> **TASK TO COMPLETE**: Write out the data below exactly as given, without any of its pictures.

> **MATERIAL**:
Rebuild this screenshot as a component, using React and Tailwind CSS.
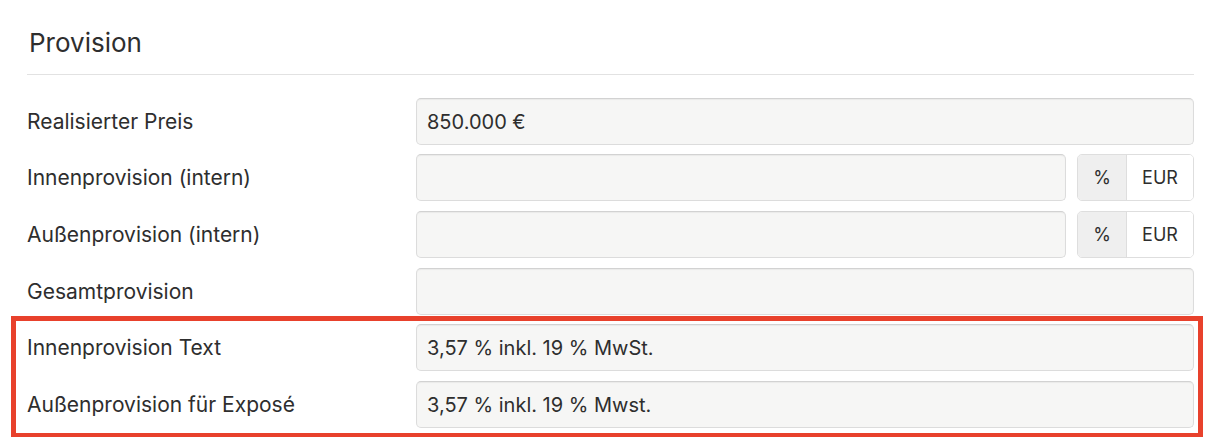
import React from "react";

const font = { fontFamily: "Inter, 'Liberation Sans', sans-serif" };

function Field({ value }) {
  return (
    <div className="flex h-[47px] flex-1 items-center rounded-[5px] border border-[#dcdcdc] border-t-[#d2d2d2] bg-[#f6f6f5] px-[10px] text-[20px] text-[#2e2e2e] shadow-[inset_0_1px_1px_rgba(0,0,0,0.05)]">
      {value}
    </div>
  );
}

function Toggle() {
  return (
    <div className="ml-[11px] flex h-[47px] w-[117px] overflow-hidden rounded-[5px] border border-[#dedede] text-[18px] text-[#2e2e2e]">
      <div className="flex w-[49px] items-center justify-center border-r border-[#dedede] bg-[#efefef]">%</div>
      <div className="flex flex-1 items-center justify-center bg-white">EUR</div>
    </div>
  );
}

function Row({ label, value, toggle, className = "" }) {
  return (
    <div className={`flex items-center ${className}`}>
      <div className="w-[389px] shrink-0 text-[21px] text-[#2e2e2e]">{label}</div>
      <div className="flex flex-1 items-center">
        <Field value={value} />
        {toggle && <Toggle />}
      </div>
    </div>
  );
}

export default function App() {
  return (
    <div className="h-[442px] w-[1208px] bg-white" style={font}>
      <div className="pl-[27px] pr-[14px]">
        <div className="flex h-[74px] items-center pl-[2px] pt-[10px] text-[26px] text-[#2e2e2e]">Provision</div>
        <div className="h-px bg-[#e2e2e2]" />
        <div className="pt-[23px]">
          <Row label="Realisierter Preis" value="850.000 €" />
          <Row className="mt-[9px]" label="Innenprovision (intern)" value="" toggle />
          <Row className="mt-[10px]" label="Außenprovision (intern)" value="" toggle />
          <Row className="mt-[10px]" label="Gesamtprovision" value="" />
          <div className="-ml-[16px] -mr-[9px] mt-[1px] border-[5px] border-b-[4px] border-[#e8412c] pb-[5px] pl-[11px] pr-[4px] pt-[3px]">
            <Row label="Innenprovision Text" value="3,57 % inkl. 19 % MwSt." />
            <Row className="mt-[10px]" label="Außenprovision für Exposé" value="3,57 % inkl. 19 % Mwst." />
          </div>
        </div>
      </div>
    </div>
  );
}
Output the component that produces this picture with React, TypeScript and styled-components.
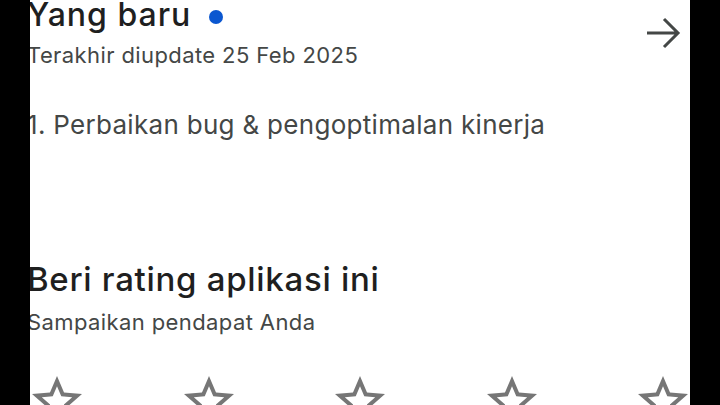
import React from "react";
import styled, { createGlobalStyle } from "styled-components";

const Global = createGlobalStyle`
  html, body { margin: 0; padding: 0; background: #000; }
  body { width: 720px; height: 405px; overflow: hidden; font-family: Inter, "Noto Sans", sans-serif; }
`;

const Screen = styled.div`
  position: relative;
  width: 720px;
  height: 405px;
  background: #fff;
  overflow: hidden;
`;

const Bar = styled.div<{ $side: "left" | "right" }>`
  position: absolute;
  top: 0;
  bottom: 0;
  width: 30px;
  background: #000;
  ${(p) => (p.$side === "left" ? "left: 0;" : "right: 0;")}
  z-index: 2;
`;

const Content = styled.div`
  display: flex;
  flex-direction: column;
  padding: 0 27px;
  width: 666px;
`;

const HeaderRow = styled.div`
  display: flex;
  justify-content: space-between;
  align-items: flex-start;
`;

const TitleBlock = styled.div`
  display: flex;
  flex-direction: column;
`;

const TitleLine = styled.div`
  display: flex;
  align-items: center;
  gap: 18px;
  margin-top: -3px;
`;

const Title = styled.h2<{ $size: number; $ls: number }>`
  margin: 0;
  font-size: ${(p) => p.$size}px;
  letter-spacing: ${(p) => p.$ls}px;
  font-weight: 500;
  color: #1f1f1f;
  line-height: ${(p) => (p.$size > 32 ? 40 : 36)}px;
`;

const Dot = styled.span`
  width: 14px;
  height: 14px;
  margin-top: 4px;
  border-radius: 50%;
  background: #0b57d0;
`;

const Sub = styled.div<{ $top: number }>`
  font-size: 22px;
  letter-spacing: 0.4px;
  color: #444746;
  line-height: 28px;
  margin-top: ${(p) => p.$top}px;
`;

const Body = styled.p`
  margin: 40px 0 0;
  font-size: 26px;
  letter-spacing: 0.3px;
  color: #444746;
  line-height: 32px;
`;

const ArrowBtn = styled.div`
  width: 48px;
  height: 48px;
  margin-top: 9px;
  margin-right: 6px;
  color: #444746;
`;

const Section2 = styled.div`
  margin-top: 118px;
  display: flex;
  flex-direction: column;
`;

const Stars = styled.div`
  display: flex;
  justify-content: space-between;
  margin-top: 35px;
  color: #767676;
`;

const Star = () => (
  <svg width="60" height="60" viewBox="0 0 24 24" fill="currentColor">
    <path d="M22 9.24l-7.19-.62L12 2 9.19 8.63 2 9.24l5.46 4.73L5.82 21 12 17.27 18.18 21l-1.63-7.03L22 9.24zM12 15.4l-3.76 2.27 1-4.28-3.32-2.88 4.38-.38L12 6.1l1.71 4.04 4.38.38-3.32 2.88 1 4.28L12 15.4z" />
  </svg>
);

export default function App() {
  return (
    <>
      <Global />
      <Screen>
        <Bar $side="left" />
        <Bar $side="right" />
        <Content>
          <HeaderRow>
            <TitleBlock>
              <TitleLine>
                <Title $size={32} $ls={1}>Yang baru</Title>
                <Dot />
              </TitleLine>
              <Sub $top={8}>Terakhir diupdate 25 Feb 2025</Sub>
            </TitleBlock>
            <ArrowBtn>
              <svg width="48" height="48" viewBox="0 0 24 24" fill="none" stroke="currentColor" strokeWidth="1.5">
                <path d="M4 12h15.5M12.5 5l7 7-7 7" />
              </svg>
            </ArrowBtn>
          </HeaderRow>
          <Body>1. Perbaikan bug &amp; pengoptimalan kinerja</Body>
          <Section2>
            <Title $size={33} $ls={0.7}>Beri rating aplikasi ini</Title>
            <Sub $top={9}>Sampaikan pendapat Anda</Sub>
          </Section2>
          <Stars>
            <Star />
            <Star />
            <Star />
            <Star />
            <Star />
          </Stars>
        </Content>
      </Screen>
    </>
  );
}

> **COMPLETE RESPONSE**:
Rebuild this screenshot as a component, using React and Tailwind CSS.
import React from "react";

const font = { fontFamily: "Inter, 'Liberation Sans', sans-serif" };

function Field({ value }) {
  return (
    <div className="flex h-[47px] flex-1 items-center rounded-[5px] border border-[#dcdcdc] border-t-[#d2d2d2] bg-[#f6f6f5] px-[10px] text-[20px] text-[#2e2e2e] shadow-[inset_0_1px_1px_rgba(0,0,0,0.05)]">
      {value}
    </div>
  );
}

function Toggle() {
  return (
    <div className="ml-[11px] flex h-[47px] w-[117px] overflow-hidden rounded-[5px] border border-[#dedede] text-[18px] text-[#2e2e2e]">
      <div className="flex w-[49px] items-center justify-center border-r border-[#dedede] bg-[#efefef]">%</div>
      <div className="flex flex-1 items-center justify-center bg-white">EUR</div>
    </div>
  );
}

function Row({ label, value, toggle, className = "" }) {
  return (
    <div className={`flex items-center ${className}`}>
      <div className="w-[389px] shrink-0 text-[21px] text-[#2e2e2e]">{label}</div>
      <div className="flex flex-1 items-center">
        <Field value={value} />
        {toggle && <Toggle />}
      </div>
    </div>
  );
}

export default function App() {
  return (
    <div className="h-[442px] w-[1208px] bg-white" style={font}>
      <div className="pl-[27px] pr-[14px]">
        <div className="flex h-[74px] items-center pl-[2px] pt-[10px] text-[26px] text-[#2e2e2e]">Provision</div>
        <div className="h-px bg-[#e2e2e2]" />
        <div className="pt-[23px]">
          <Row label="Realisierter Preis" value="850.000 €" />
          <Row className="mt-[9px]" label="Innenprovision (intern)" value="" toggle />
          <Row className="mt-[10px]" label="Außenprovision (intern)" value="" toggle />
          <Row className="mt-[10px]" label="Gesamtprovision" value="" />
          <div className="-ml-[16px] -mr-[9px] mt-[1px] border-[5px] border-b-[4px] border-[#e8412c] pb-[5px] pl-[11px] pr-[4px] pt-[3px]">
            <Row label="Innenprovision Text" value="3,57 % inkl. 19 % MwSt." />
            <Row className="mt-[10px]" label="Außenprovision für Exposé" value="3,57 % inkl. 19 % Mwst." />
          </div>
        </div>
      </div>
    </div>
  );
}
Output the component that produces this picture with React, TypeScript and styled-components.
import React from "react";
import styled, { createGlobalStyle } from "styled-components";

const Global = createGlobalStyle`
  html, body { margin: 0; padding: 0; background: #000; }
  body { width: 720px; height: 405px; overflow: hidden; font-family: Inter, "Noto Sans", sans-serif; }
`;

const Screen = styled.div`
  position: relative;
  width: 720px;
  height: 405px;
  background: #fff;
  overflow: hidden;
`;

const Bar = styled.div<{ $side: "left" | "right" }>`
  position: absolute;
  top: 0;
  bottom: 0;
  width: 30px;
  background: #000;
  ${(p) => (p.$side === "left" ? "left: 0;" : "right: 0;")}
  z-index: 2;
`;

const Content = styled.div`
  display: flex;
  flex-direction: column;
  padding: 0 27px;
  width: 666px;
`;

const HeaderRow = styled.div`
  display: flex;
  justify-content: space-between;
  align-items: flex-start;
`;

const TitleBlock = styled.div`
  display: flex;
  flex-direction: column;
`;

const TitleLine = styled.div`
  display: flex;
  align-items: center;
  gap: 18px;
  margin-top: -3px;
`;

const Title = styled.h2<{ $size: number; $ls: number }>`
  margin: 0;
  font-size: ${(p) => p.$size}px;
  letter-spacing: ${(p) => p.$ls}px;
  font-weight: 500;
  color: #1f1f1f;
  line-height: ${(p) => (p.$size > 32 ? 40 : 36)}px;
`;

const Dot = styled.span`
  width: 14px;
  height: 14px;
  margin-top: 4px;
  border-radius: 50%;
  background: #0b57d0;
`;

const Sub = styled.div<{ $top: number }>`
  font-size: 22px;
  letter-spacing: 0.4px;
  color: #444746;
  line-height: 28px;
  margin-top: ${(p) => p.$top}px;
`;

const Body = styled.p`
  margin: 40px 0 0;
  font-size: 26px;
  letter-spacing: 0.3px;
  color: #444746;
  line-height: 32px;
`;

const ArrowBtn = styled.div`
  width: 48px;
  height: 48px;
  margin-top: 9px;
  margin-right: 6px;
  color: #444746;
`;

const Section2 = styled.div`
  margin-top: 118px;
  display: flex;
  flex-direction: column;
`;

const Stars = styled.div`
  display: flex;
  justify-content: space-between;
  margin-top: 35px;
  color: #767676;
`;

const Star = () => (
  <svg width="60" height="60" viewBox="0 0 24 24" fill="currentColor">
    <path d="M22 9.24l-7.19-.62L12 2 9.19 8.63 2 9.24l5.46 4.73L5.82 21 12 17.27 18.18 21l-1.63-7.03L22 9.24zM12 15.4l-3.76 2.27 1-4.28-3.32-2.88 4.38-.38L12 6.1l1.71 4.04 4.38.38-3.32 2.88 1 4.28L12 15.4z" />
  </svg>
);

export default function App() {
  return (
    <>
      <Global />
      <Screen>
        <Bar $side="left" />
        <Bar $side="right" />
        <Content>
          <HeaderRow>
            <TitleBlock>
              <TitleLine>
                <Title $size={32} $ls={1}>Yang baru</Title>
                <Dot />
              </TitleLine>
              <Sub $top={8}>Terakhir diupdate 25 Feb 2025</Sub>
            </TitleBlock>
            <ArrowBtn>
              <svg width="48" height="48" viewBox="0 0 24 24" fill="none" stroke="currentColor" strokeWidth="1.5">
                <path d="M4 12h15.5M12.5 5l7 7-7 7" />
              </svg>
            </ArrowBtn>
          </HeaderRow>
          <Body>1. Perbaikan bug &amp; pengoptimalan kinerja</Body>
          <Section2>
            <Title $size={33} $ls={0.7}>Beri rating aplikasi ini</Title>
            <Sub $top={9}>Sampaikan pendapat Anda</Sub>
          </Section2>
          <Stars>
            <Star />
            <Star />
            <Star />
            <Star />
            <Star />
          </Stars>
        </Content>
      </Screen>
    </>
  );
}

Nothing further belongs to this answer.